Tabernacle Congregational Church found a new way of making money. A Sunday School Excursion was organized for August 3rd of that year and it was to be via the Vale of Neath line via Briton Ferry Road to Swansea Wind Street. 1,304 people travelled on the Excursion and Tabernacle was able to reduce the debt by £57..1..0d.

Intense Theological Controversies took place.

When the Independents took over Bethel, Gadlys, and Soar, Wind Street, from the Wesleyan reformers, the cat was truly set among the pigeons. The Rev Tegai Hughes was in the thick of the fight. The leading and most prolific writers were Unitarian, Thomas Evans (Tomos Glyn Cothi), John Jones and Rhys Jenkin Jones who has 10 books to his credit and innumerable letters to the weekly press in defence of the Unitarian position.

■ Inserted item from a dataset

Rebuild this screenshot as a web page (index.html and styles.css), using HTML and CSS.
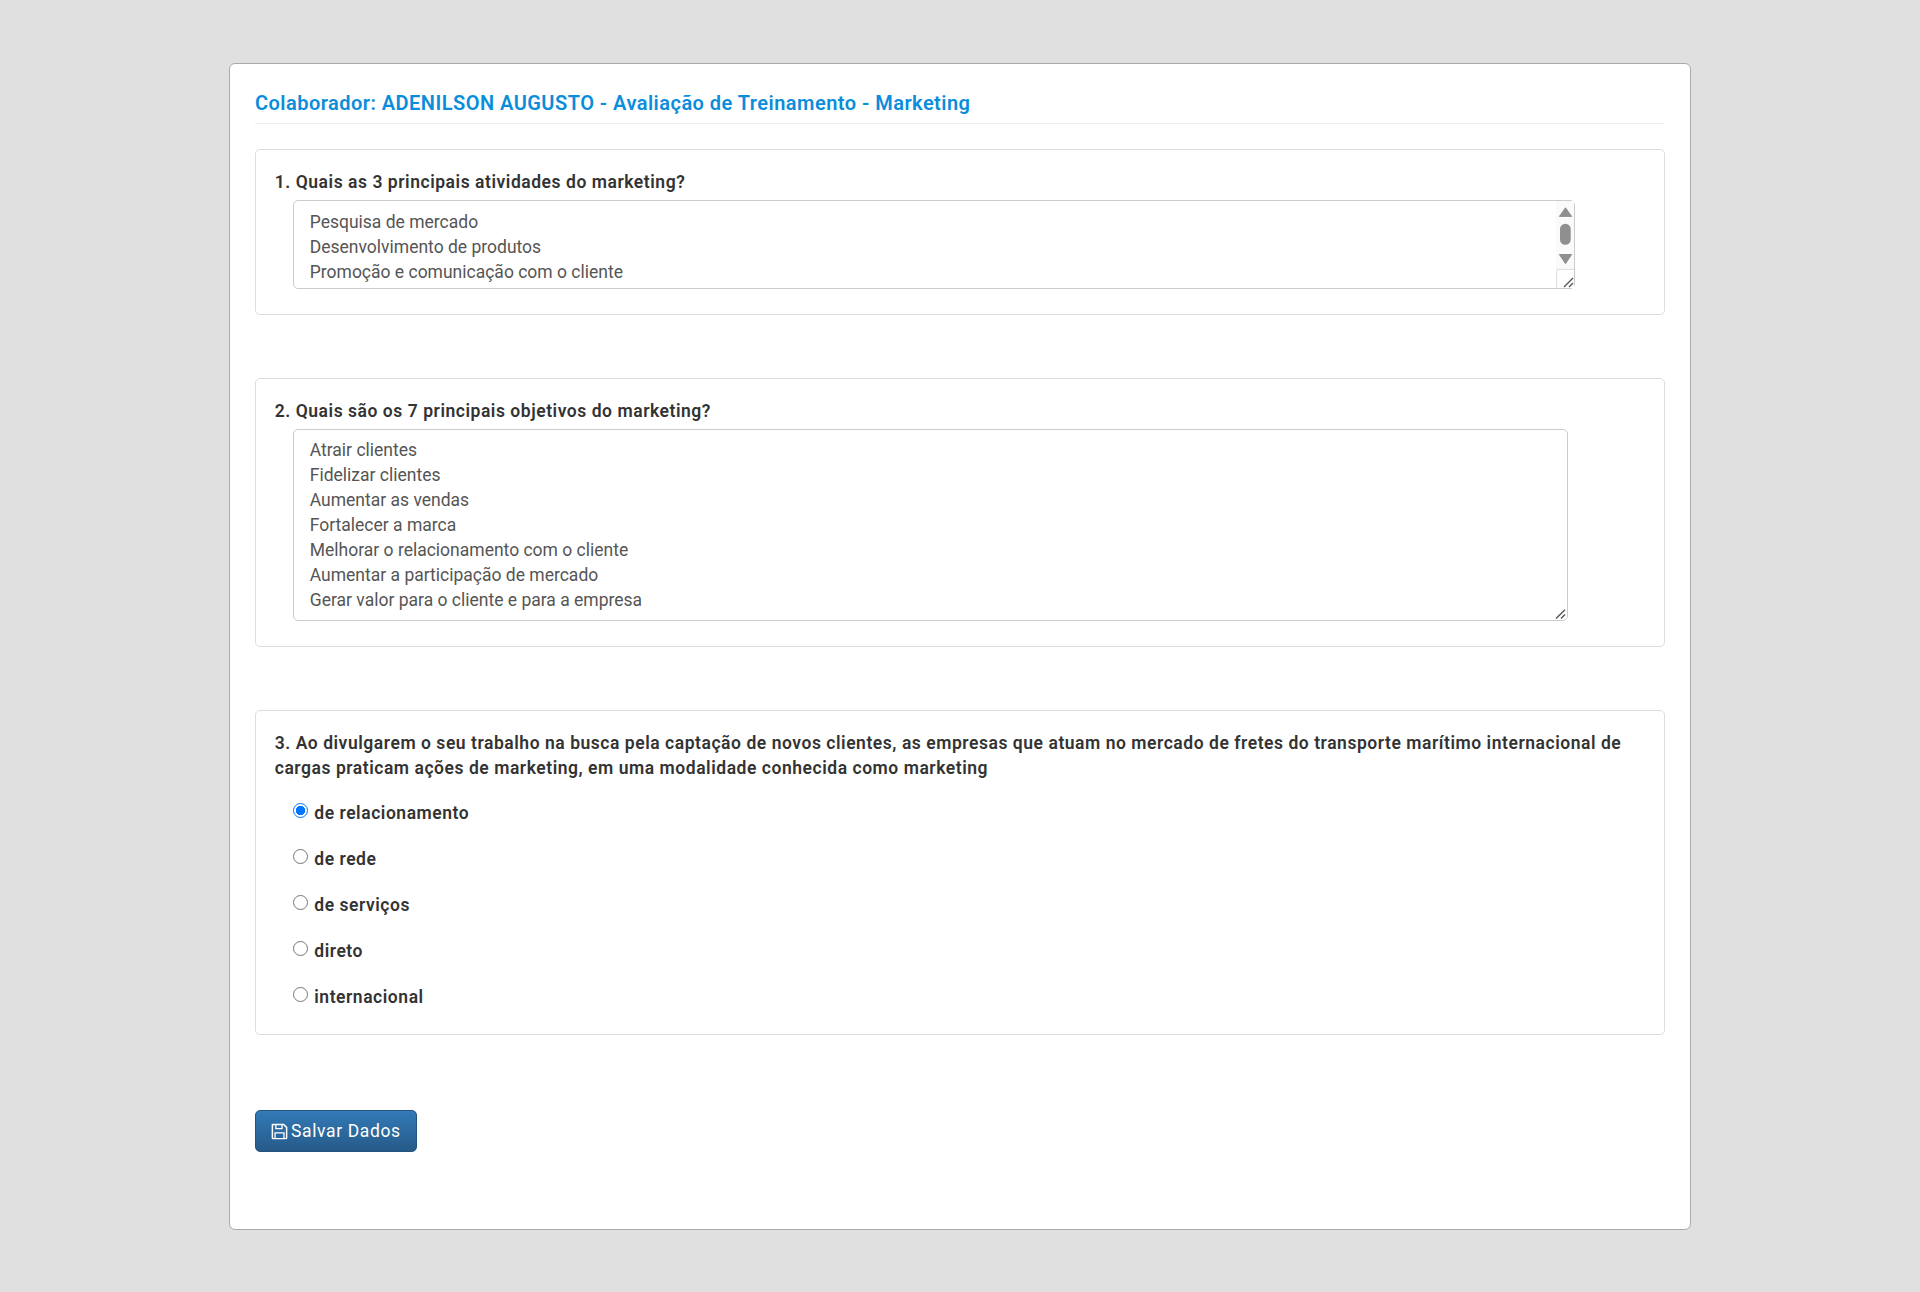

Jenkin Howell published a Welsh Translation of the “Manual of Unitarian Belief”. The question, which raised the greatest furore, was that of the Baptist; the great antagonists were William Edwards of Ebenezer and Thomas Price of Calfaria. Nothing illustrates better “Odium Theologicum” than the writings of these two men.


William Edwards wrote an article to “Gwron Cymru” on the subject of Infant Baptism. This led Thomas Price to answer in a book, “Bapto and Baptiso”.


Edwards countered with another book called by the same title, whereupon Price again replies with “Trochiad Y Bedydd Christnogol”. The works themselves were fairly reasonable and fairly courteous but the reviews in the “Annibynnwr” and “Seren Gomer” pulled no punches. The debate continued into the 60s.


Rev Tegai Hughes entered the fray with a compromise, suggesting baptism at a later age than infancy. He was attacked by both sides.


D.J. Thomas, a local printer, published a Welsh Translation of a sermon on Baptism by Beecher Ward Stowe.


Jenkin Howell published a debate on Baptism that had been held at Ruthin. The controversy dragged on through the century becoming so bitter at times that it is amazing that the opposing denominations were ever likely to agree on anything. They were, however, united in their opposition to the Anglican Church.